Um dos objectivos do GAS é dar novas ferramentas aos consumidores no sentido da estabilização financeira através da poupança. Tem sido uma tarefa bem sucedida?
Não tem sido uma tarefa fácil. As ameaças têm sido muitas e todos sabemos que nos últimos tempos existem muitos consumidores que não têm conseguido alcançar esses objectivos por motivos que têm a ver com a questão do desemprego e dos cortes salariais. Apesar de todas essas adversidades, os consumidores têm estado a lutar contra esses problemas e, mesmo com toda a redução de rendimentos que existe, continuam a conseguir poupar, muitas vezes até redefinindo esta questão da poupança.
Defende que a definição de metas tem de ser uma prioridade para que as famílias possam poupar no orçamento mensal. Ainda faz sentido aquele chavão de que os portugueses já não têm dinheiro ao dia 15?
Sim. Continua a não haver o hábito de se planear um orçamento familiar. Sabemos que ainda existem muitas famílias a não saber gerir correctamente o seu dinheiro e a não ter, sequer, essa preocupação. Muitas famílias interpretam a questão da poupança como aquilo que sobra no final do mês.
Considera que os portugueses ainda são permeáveis às solicitações da sociedade de consumo?
Ainda são. Por outro lado, esta crise e a necessidade de repensar as necessidades de consumo e o facto de se valorizar mais o dinheiro leva a que os consumidores estejam muito mais despertos para certas ameaças. Hoje, os consumidores estarão muito mais cientes para o perigo de uma publicidade e muito mais conhecedores dos critérios que têm que adoptar no momento de decidir uma compra.
Somos mais irresponsáveis do que noutros países europeus?
Não posso aceitar isso. De forma muito errada, temos sido conotados como consumidores algo irresponsáveis e que por isso atingimos a taxa de endividamento que atingimos, mas não é verdade. Claro que houve aqui alguma irresponsabilidade nossa, enquanto consumidores, mas também houve por parte das instituições de crédito. Ao contrário do que acontece na maior parte dos países europeus endividamo-nos essencialmente na compra de habitação. Não podemos dizer que fomos irresponsáveis por nos termos deixado seduzir. Durante muitos anos tivemos um acesso muito facilitado ao mercado do crédito...

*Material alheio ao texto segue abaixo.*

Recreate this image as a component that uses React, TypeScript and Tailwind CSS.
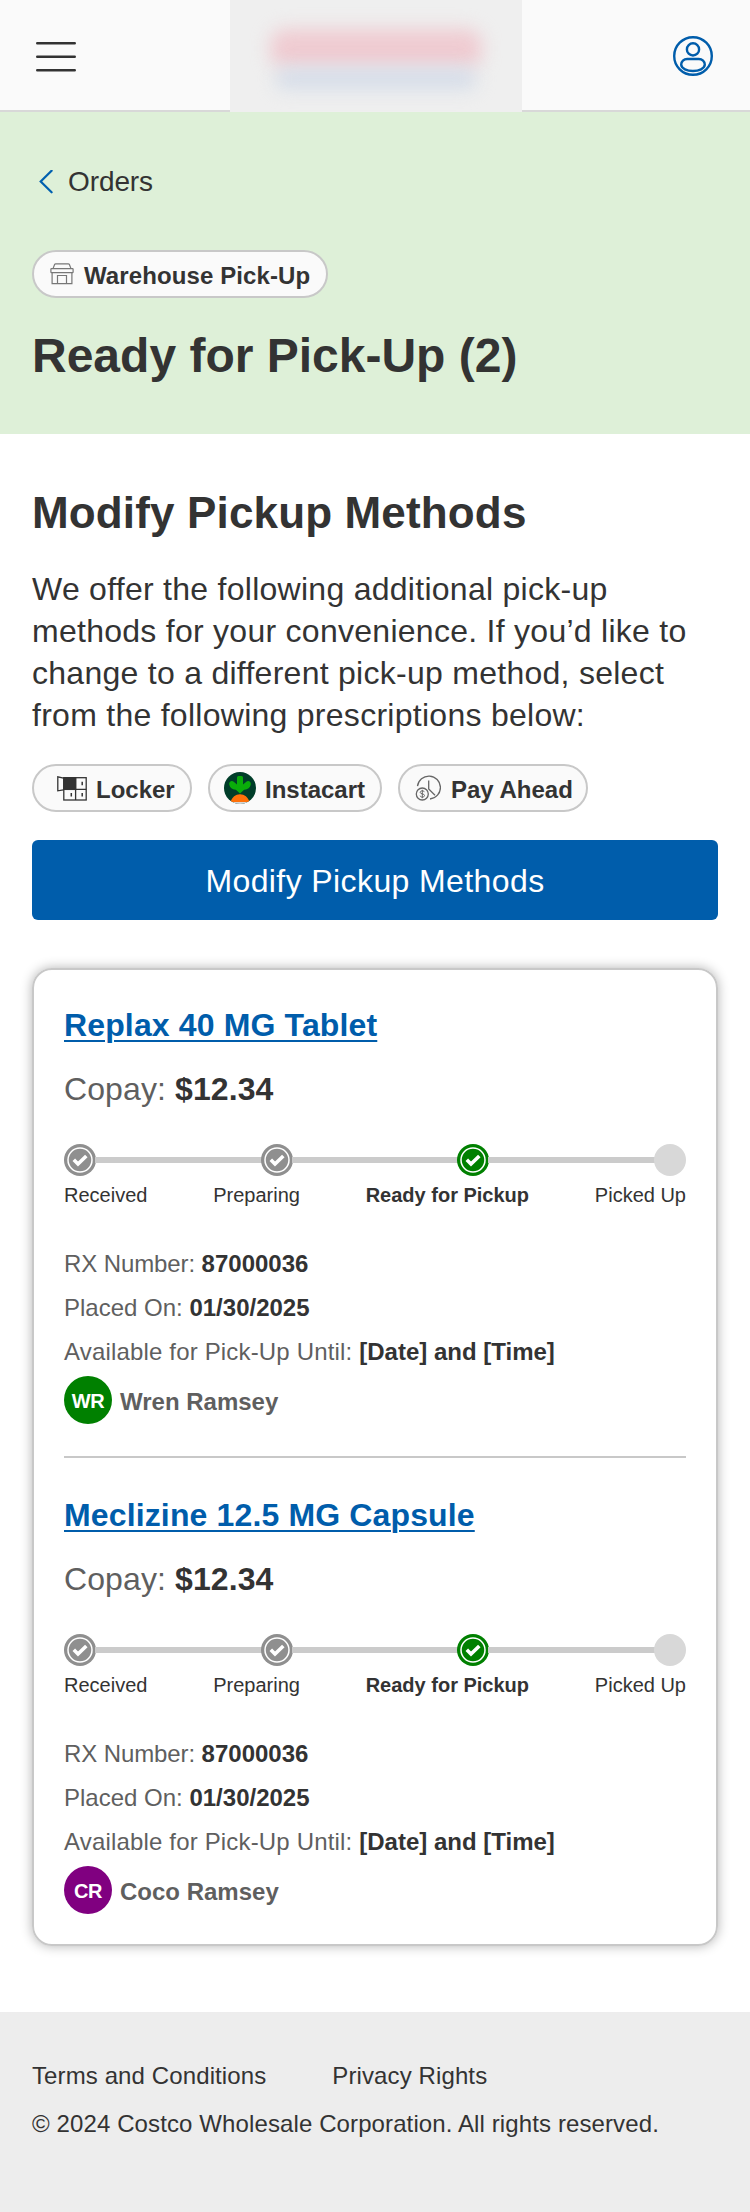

Generalizou-se a ideia de que os portugueses viveram acima das suas possibilidades...
É mais fácil, e é efectivamente a ideia generalizada, dizer que as famílias viveram acima das suas possibilidades, recorrendo ao crédito. Isso aconteceu com algumas famílias, mas temos que perceber quais foram os motivos. Tivemos um regulador, o Banco de Portugal, que durante muitos anos não teve grande preocupação com a taxa de endividamento das famílias portuguesas. O próprio Estado também incentivou ao endividamento por, até ao início dos anos 2000, existir uma bonificação aos juros para os créditos na aquisição de habitação própria e permanente. Falamos de famílias que vinham de um período em que não tinham acesso ao crédito.
A questão do "status social" leva os portugueses a actos de consumo irreflectidos?
Fruto desta crise, as pessoas estão mais atentas à forma como gastam o dinheiro. Acontece menos, mas infelizmente ainda é algo que existe. Uma recomendação básica, como levar uma lista para as compras, pode fazer a diferença. Pode parecer uma coisa pequenina, mas esta recomendação tem a ver com o facto de sabermos que muitas das vezes o consumidor faz compras menos ponderadas, provocadas pela ilusão da publicidade.
Quer dizer que passamos de consumidores com a fama de irresponsáveis a consumidores mais conscientes?
É verdade, mas isso é fruto da necessidade. De uma forma genérica todos temos hoje muito menos dinheiro e por isso temos que nos adaptar e fazer cortes. Hoje, já é comum as pessoas pensarem todos os seus actos de consumo, desde as compras do supermercado até à contratação dos serviços de telecomunicações ou seguros. O consumidor começa a estar mais atento às ofertas de mercado e a negociá-las.
Face ao Orçamento do Estado para 2015, acha que os portugueses vão conseguir poupar no próximo ano?
Gostaria muito de lhe dizer que sim. De qualquer forma existe uma série de incertezas que são referidas no próprio Orçamento e, portanto, as perspectivas não sou animadoras. A principal causa do endividamento familiar tem a ver com a questão do desemprego, dos cortes salariais, da elevada carga fiscal e devido ao facto dos apoios sociais terem vindo a decrescer ao longo destes últimos anos. Esta é uma realidade que vamos continuar a ter presente em 2015. Por isso, para as famílias, no que toca a poupança, não será um ano muito fácil nem muito diferente do que foi 2014.